─── Given data

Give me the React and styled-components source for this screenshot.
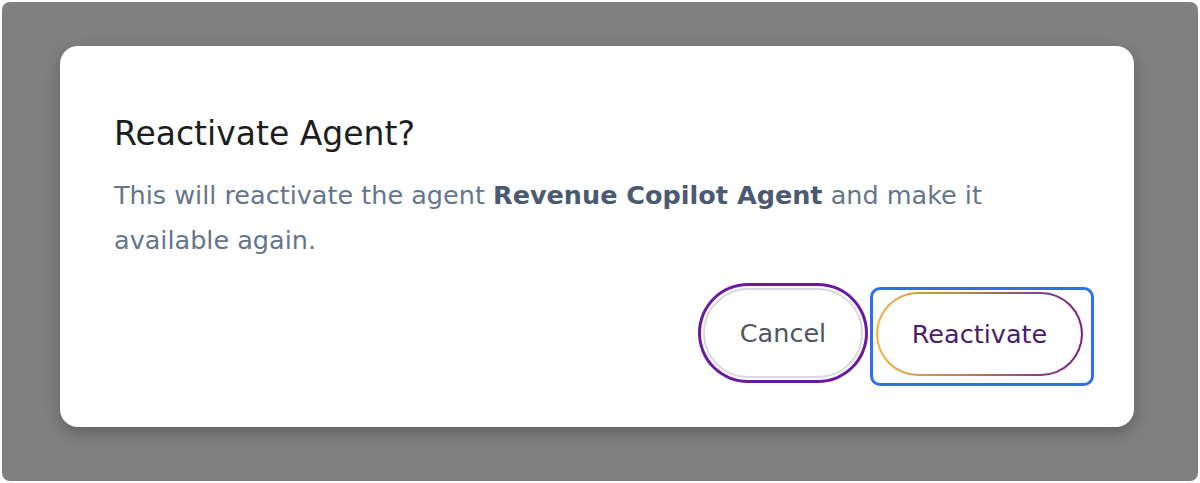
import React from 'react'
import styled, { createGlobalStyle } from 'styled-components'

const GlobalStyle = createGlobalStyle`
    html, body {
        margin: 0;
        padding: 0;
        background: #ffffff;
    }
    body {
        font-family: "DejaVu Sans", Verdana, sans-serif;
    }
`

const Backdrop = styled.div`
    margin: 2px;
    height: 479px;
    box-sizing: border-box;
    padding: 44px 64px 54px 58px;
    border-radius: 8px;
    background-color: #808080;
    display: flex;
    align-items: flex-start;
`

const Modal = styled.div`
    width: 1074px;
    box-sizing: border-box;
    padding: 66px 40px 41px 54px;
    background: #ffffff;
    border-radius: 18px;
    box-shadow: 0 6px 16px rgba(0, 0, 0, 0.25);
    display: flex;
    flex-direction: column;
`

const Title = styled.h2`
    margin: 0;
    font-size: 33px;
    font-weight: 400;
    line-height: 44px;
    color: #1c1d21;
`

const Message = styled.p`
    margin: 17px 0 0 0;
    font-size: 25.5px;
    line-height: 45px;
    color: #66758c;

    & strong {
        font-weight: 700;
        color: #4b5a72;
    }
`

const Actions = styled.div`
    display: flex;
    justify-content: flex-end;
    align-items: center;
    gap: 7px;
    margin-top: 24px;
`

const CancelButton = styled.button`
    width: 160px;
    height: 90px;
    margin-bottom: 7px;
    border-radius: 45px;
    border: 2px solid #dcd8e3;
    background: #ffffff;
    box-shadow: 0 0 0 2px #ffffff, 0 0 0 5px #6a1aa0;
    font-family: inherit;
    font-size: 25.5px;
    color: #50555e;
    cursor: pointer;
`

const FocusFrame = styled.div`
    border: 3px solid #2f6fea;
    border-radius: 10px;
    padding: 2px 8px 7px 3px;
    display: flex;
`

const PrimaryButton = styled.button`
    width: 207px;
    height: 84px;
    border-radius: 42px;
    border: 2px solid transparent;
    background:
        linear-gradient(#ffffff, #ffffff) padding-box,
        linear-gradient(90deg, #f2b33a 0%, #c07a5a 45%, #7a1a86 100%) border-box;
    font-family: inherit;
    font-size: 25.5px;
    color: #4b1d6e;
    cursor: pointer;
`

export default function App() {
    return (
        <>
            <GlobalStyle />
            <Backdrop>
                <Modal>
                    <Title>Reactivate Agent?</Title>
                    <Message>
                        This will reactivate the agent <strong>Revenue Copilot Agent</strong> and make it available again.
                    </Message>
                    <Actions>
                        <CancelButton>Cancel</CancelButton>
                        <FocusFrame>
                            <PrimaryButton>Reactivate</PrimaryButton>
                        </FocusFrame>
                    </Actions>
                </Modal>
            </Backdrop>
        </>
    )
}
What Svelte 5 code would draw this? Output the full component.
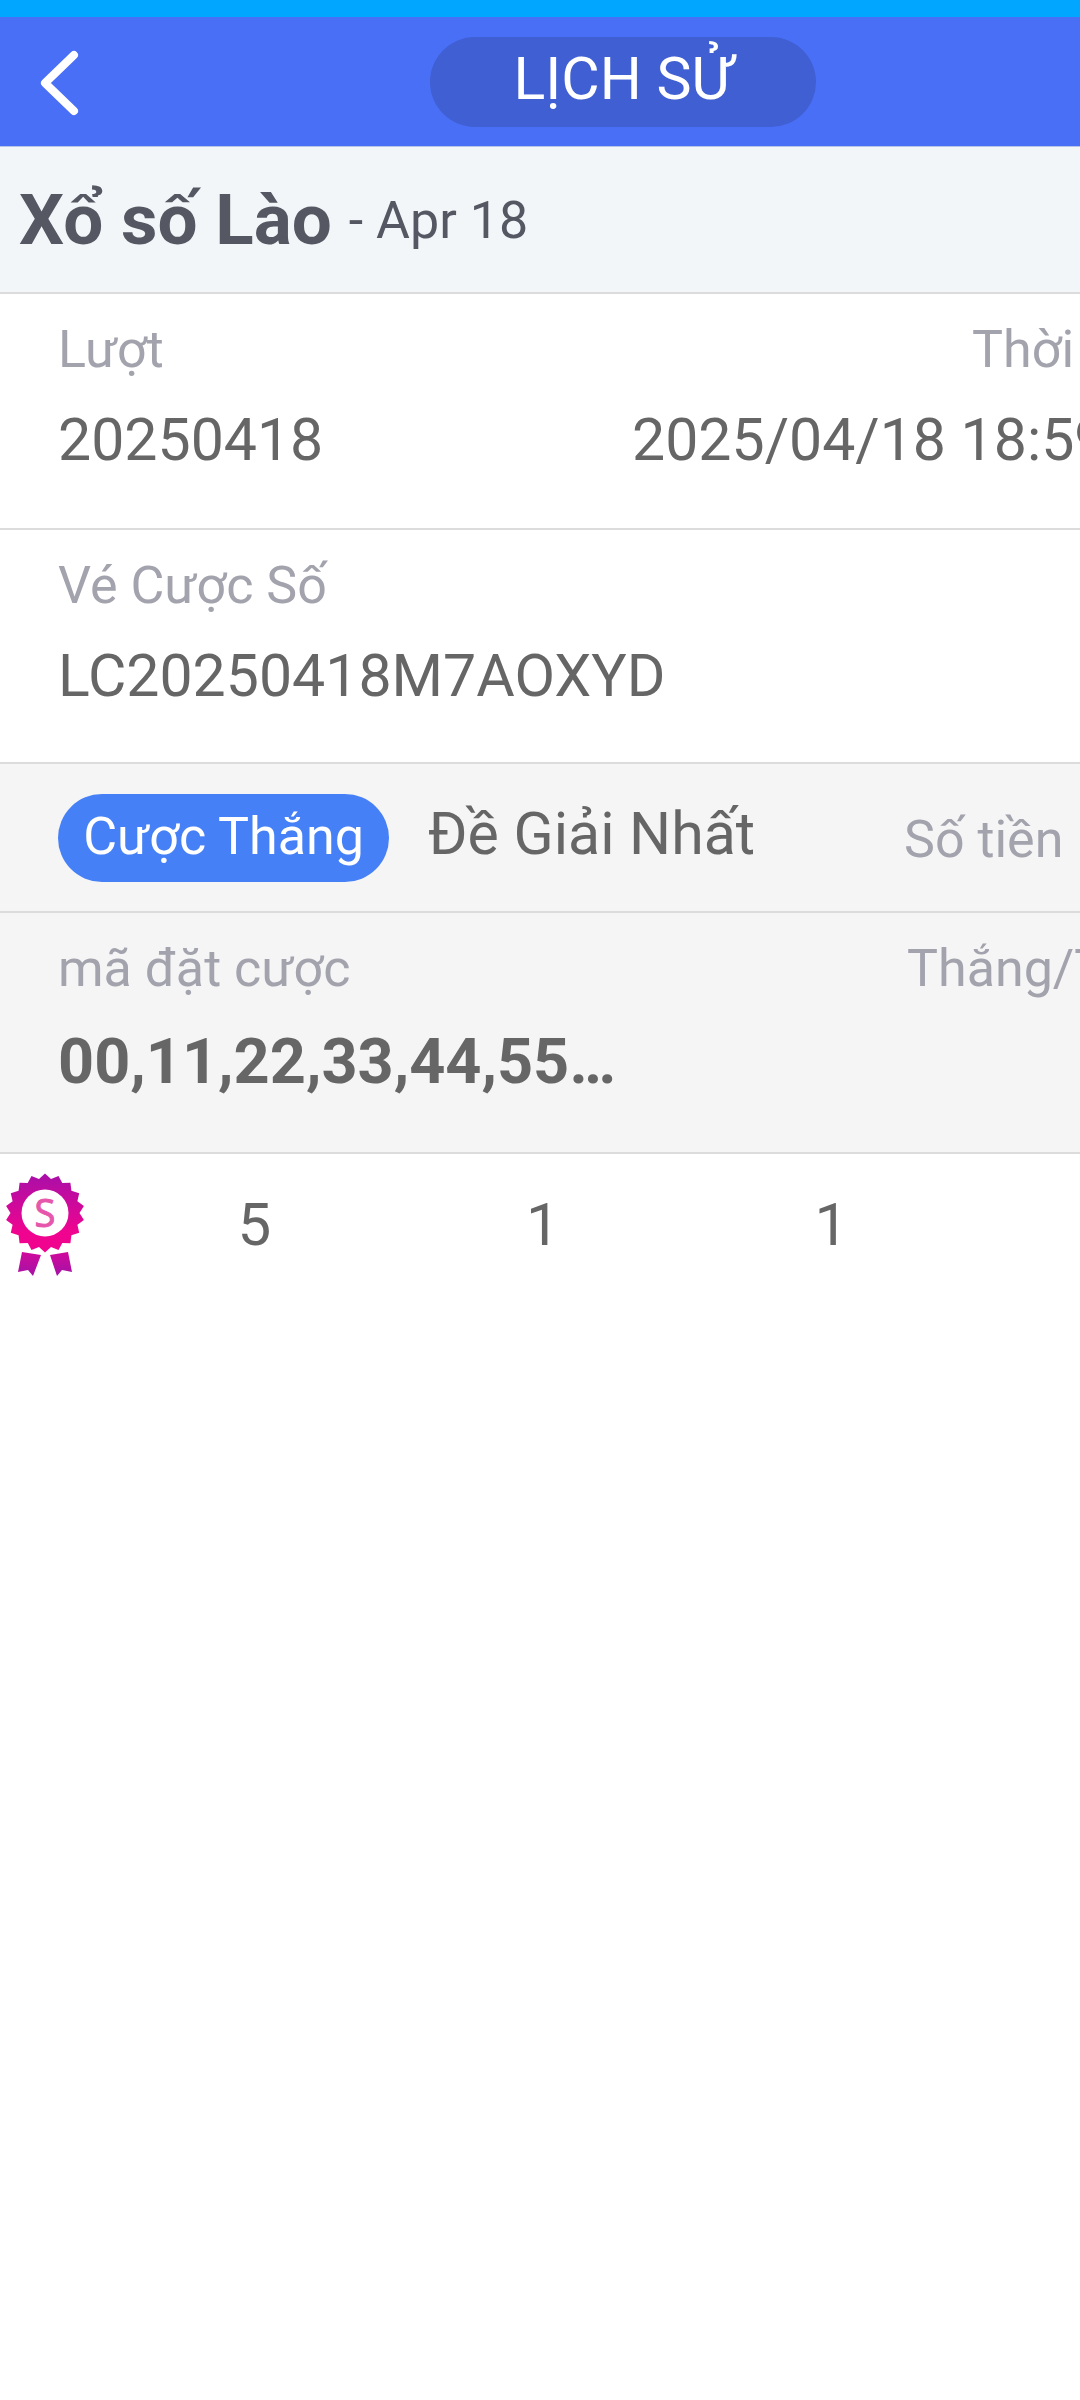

──────

Objective: Reproduce each line exactly, please, except for any pictures.

Answer for this exercise:
Give me the React and styled-components source for this screenshot.
import React from 'react'
import styled, { createGlobalStyle } from 'styled-components'

const GlobalStyle = createGlobalStyle`
    html, body {
        margin: 0;
        padding: 0;
        background: #ffffff;
    }
    body {
        font-family: "DejaVu Sans", Verdana, sans-serif;
    }
`

const Backdrop = styled.div`
    margin: 2px;
    height: 479px;
    box-sizing: border-box;
    padding: 44px 64px 54px 58px;
    border-radius: 8px;
    background-color: #808080;
    display: flex;
    align-items: flex-start;
`

const Modal = styled.div`
    width: 1074px;
    box-sizing: border-box;
    padding: 66px 40px 41px 54px;
    background: #ffffff;
    border-radius: 18px;
    box-shadow: 0 6px 16px rgba(0, 0, 0, 0.25);
    display: flex;
    flex-direction: column;
`

const Title = styled.h2`
    margin: 0;
    font-size: 33px;
    font-weight: 400;
    line-height: 44px;
    color: #1c1d21;
`

const Message = styled.p`
    margin: 17px 0 0 0;
    font-size: 25.5px;
    line-height: 45px;
    color: #66758c;

    & strong {
        font-weight: 700;
        color: #4b5a72;
    }
`

const Actions = styled.div`
    display: flex;
    justify-content: flex-end;
    align-items: center;
    gap: 7px;
    margin-top: 24px;
`

const CancelButton = styled.button`
    width: 160px;
    height: 90px;
    margin-bottom: 7px;
    border-radius: 45px;
    border: 2px solid #dcd8e3;
    background: #ffffff;
    box-shadow: 0 0 0 2px #ffffff, 0 0 0 5px #6a1aa0;
    font-family: inherit;
    font-size: 25.5px;
    color: #50555e;
    cursor: pointer;
`

const FocusFrame = styled.div`
    border: 3px solid #2f6fea;
    border-radius: 10px;
    padding: 2px 8px 7px 3px;
    display: flex;
`

const PrimaryButton = styled.button`
    width: 207px;
    height: 84px;
    border-radius: 42px;
    border: 2px solid transparent;
    background:
        linear-gradient(#ffffff, #ffffff) padding-box,
        linear-gradient(90deg, #f2b33a 0%, #c07a5a 45%, #7a1a86 100%) border-box;
    font-family: inherit;
    font-size: 25.5px;
    color: #4b1d6e;
    cursor: pointer;
`

export default function App() {
    return (
        <>
            <GlobalStyle />
            <Backdrop>
                <Modal>
                    <Title>Reactivate Agent?</Title>
                    <Message>
                        This will reactivate the agent <strong>Revenue Copilot Agent</strong> and make it available again.
                    </Message>
                    <Actions>
                        <CancelButton>Cancel</CancelButton>
                        <FocusFrame>
                            <PrimaryButton>Reactivate</PrimaryButton>
                        </FocusFrame>
                    </Actions>
                </Modal>
            </Backdrop>
        </>
    )
}
What Svelte 5 code would draw this? Output the full component.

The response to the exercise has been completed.